W trakcie meczu dostałeś od trenera szansę gry. Czy Antiga prosił cię o zwrócenie uwagi na coś konkretnego?
ANDRZEJ WRONA: Tak naprawdę Stefan Antiga przypomniał mi to, co mówiliśmy na odprawie przedmeczowej. Wiele wskazówek nie było. Ja zawsze staram się wnieść trochę pozytywnej energii i dołożyć cegiełkę od siebie. W sobotę się udało. Cieszę się, ze zwycięstwa.
W czwartej partii pojawiło się wiele kontrowersji i kłótni pod siatką. Trener Kovać mocno kwestionował decyzje sędziowskie. Czy to was nie wybiło z rytmu?
ANDRZEJ WRONA: Myślę, że Michał widział, że nasza gra siada, więc to był też impuls dla nas do walki. Trzeba pokazać przeciwnikom, że nie mogą sobie pozwalać z nami na takie gesty i tylko ich przywołaliśmy do porządku. Sędzia uspokoił sytuacje, a my w tie-breaku udowodniliśmy, kto w sobotę był lepszy. Sytuację z trenerem Kovaćem sędziowie potraktowali bardzo pobłażliwie.
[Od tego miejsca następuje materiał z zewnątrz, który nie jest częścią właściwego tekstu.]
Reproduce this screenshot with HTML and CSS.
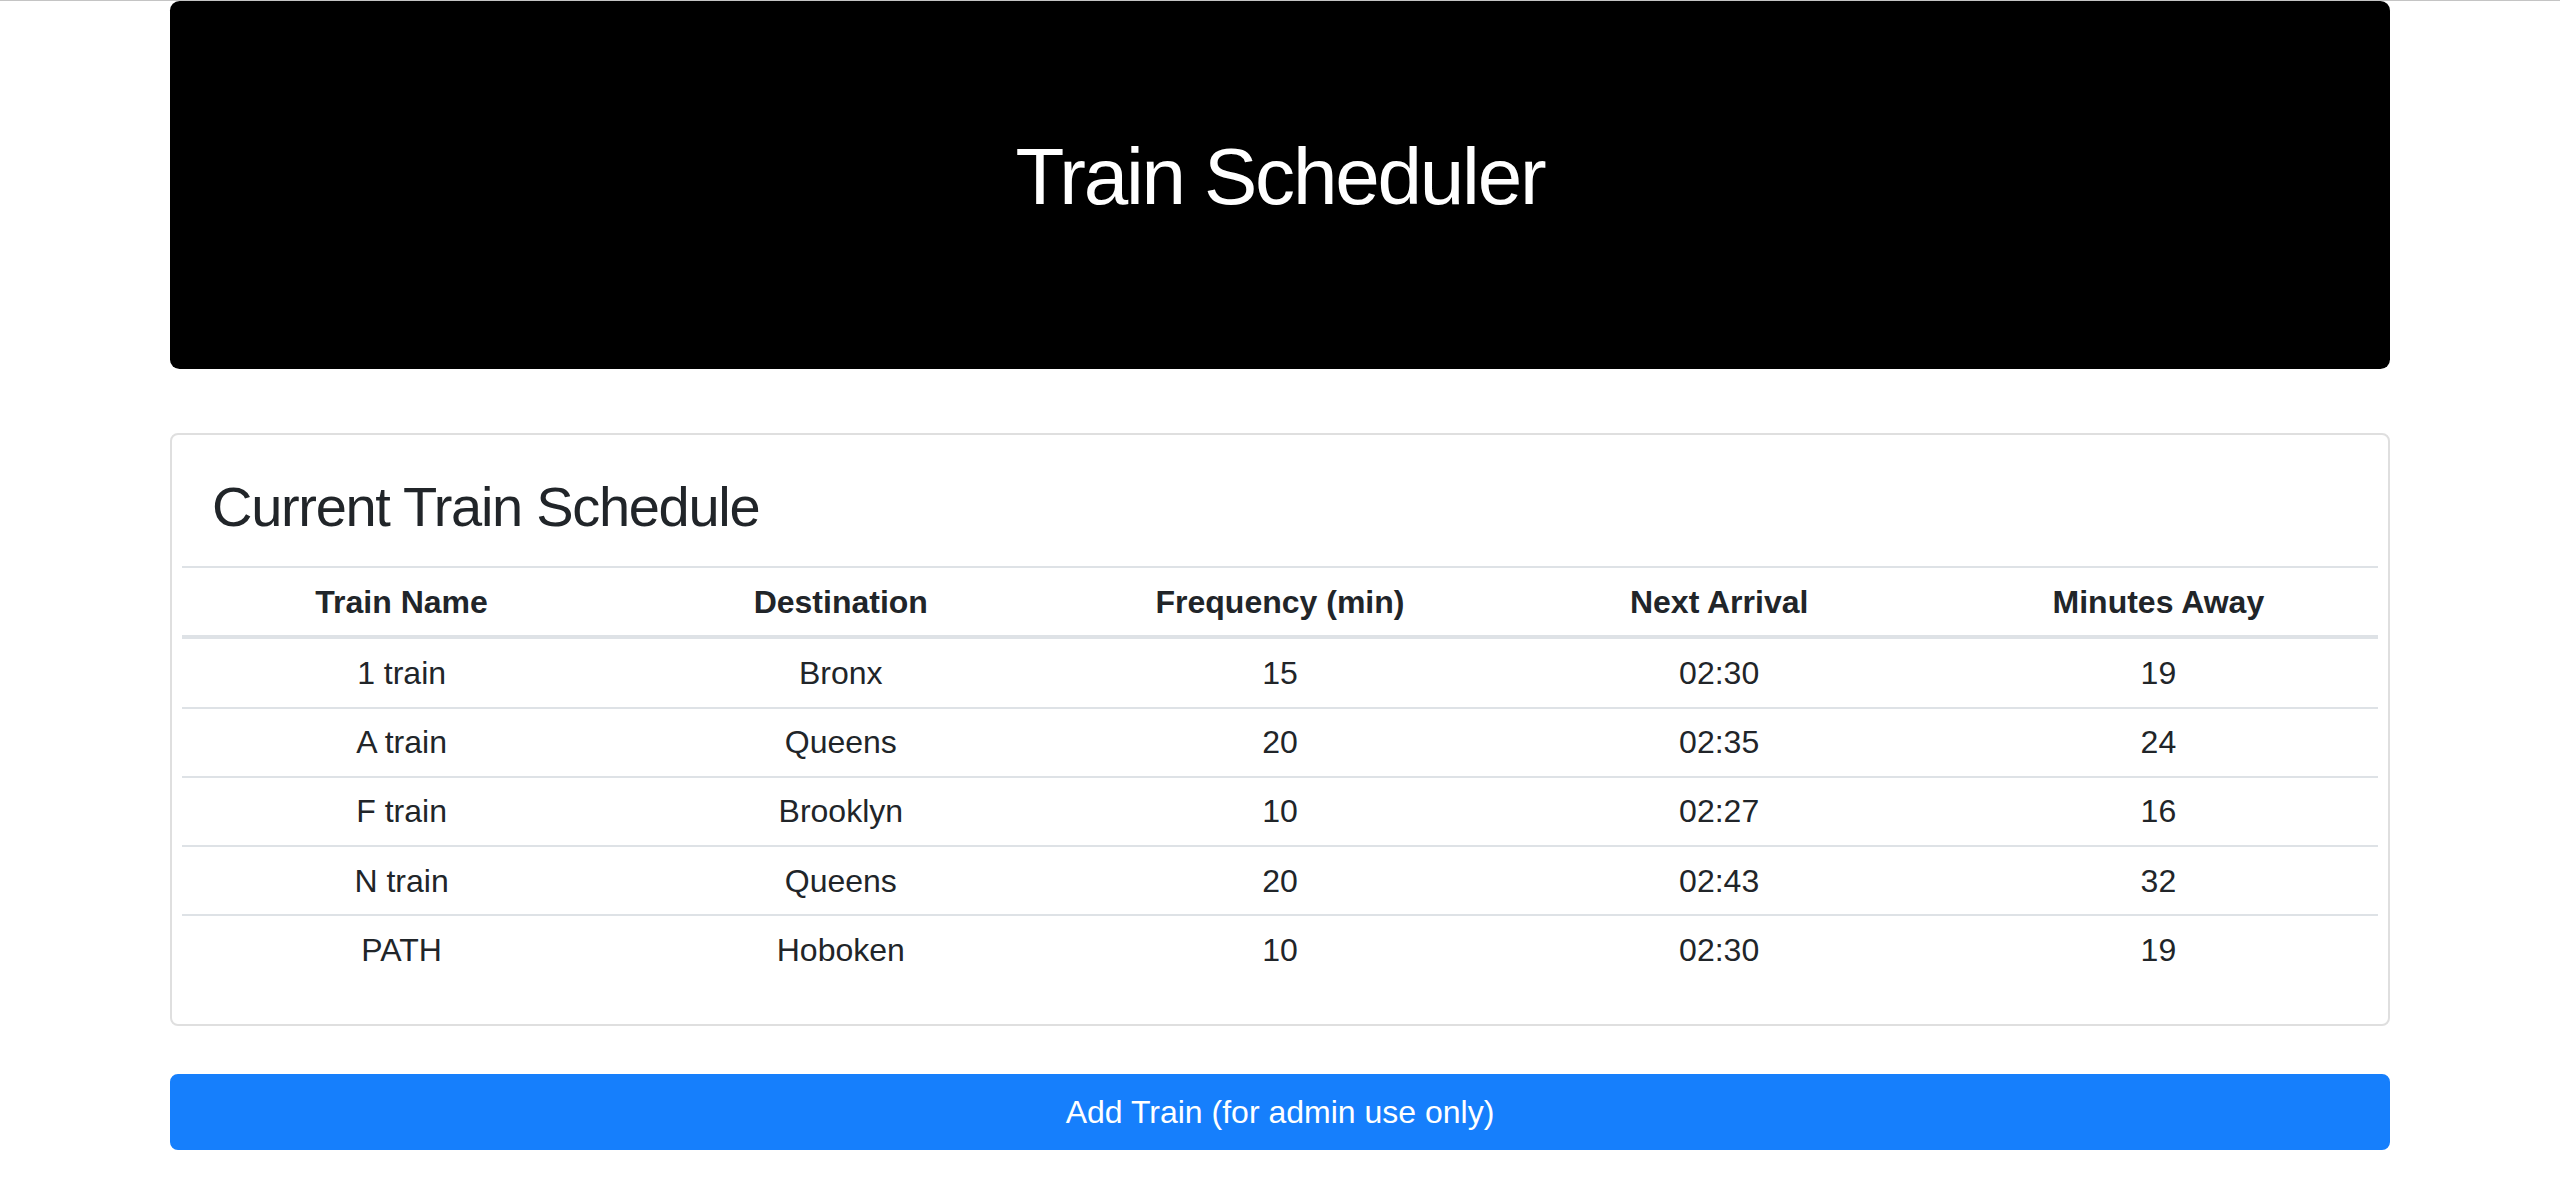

Nie może tak być, by trener stoi nad ekranem z challengem i nad arbitrem decydującym o tym, co jest na monitorze. Sądzę, że powinni szybciej zareagować.
Przed wami spotkania z Amerykanami, którzy dotychczas, tak jak wy, mają komplet zwycięstw. Jakich meczów możemy się zatem spodziewać?
ANDRZEJ WRONA: Myślę, że w tych czterech meczach pokazaliśmy, że walczymy i nie odpuszczamy. Tak samo będzie w Chicago. A czy to nam pozwoli wywieźć stamtąd pięć, szczęść czy cztery punkty, to zobaczymy. Chcemy wygrać. Na pewno będą to ciekawe spotkania, ponieważ oni też wygrali wszystkie swoje dotychczasowe spotkania i ktoś w końcu przegra. Wierzę, że nie będziemy to my.
Wyjeżdżacie teraz w trzytygodniową podróż. Co w takich wyjazdach jest najtrudniejsze?
ANDRZEJ WRONA: W tych wyjazdach najtrudniejsza jest sama podróż, bo jeździmy z kolanami pod brodą i to nie jest zbyt wygodne, ale to tylko 10 czy 12 godzin, ale potem mamy chwilę, aby odpocząć. Mecze gramy dopiero piątek - sobota, a wylatujemy we wtorek. Spokojnie zdążymy rozprostować nogi.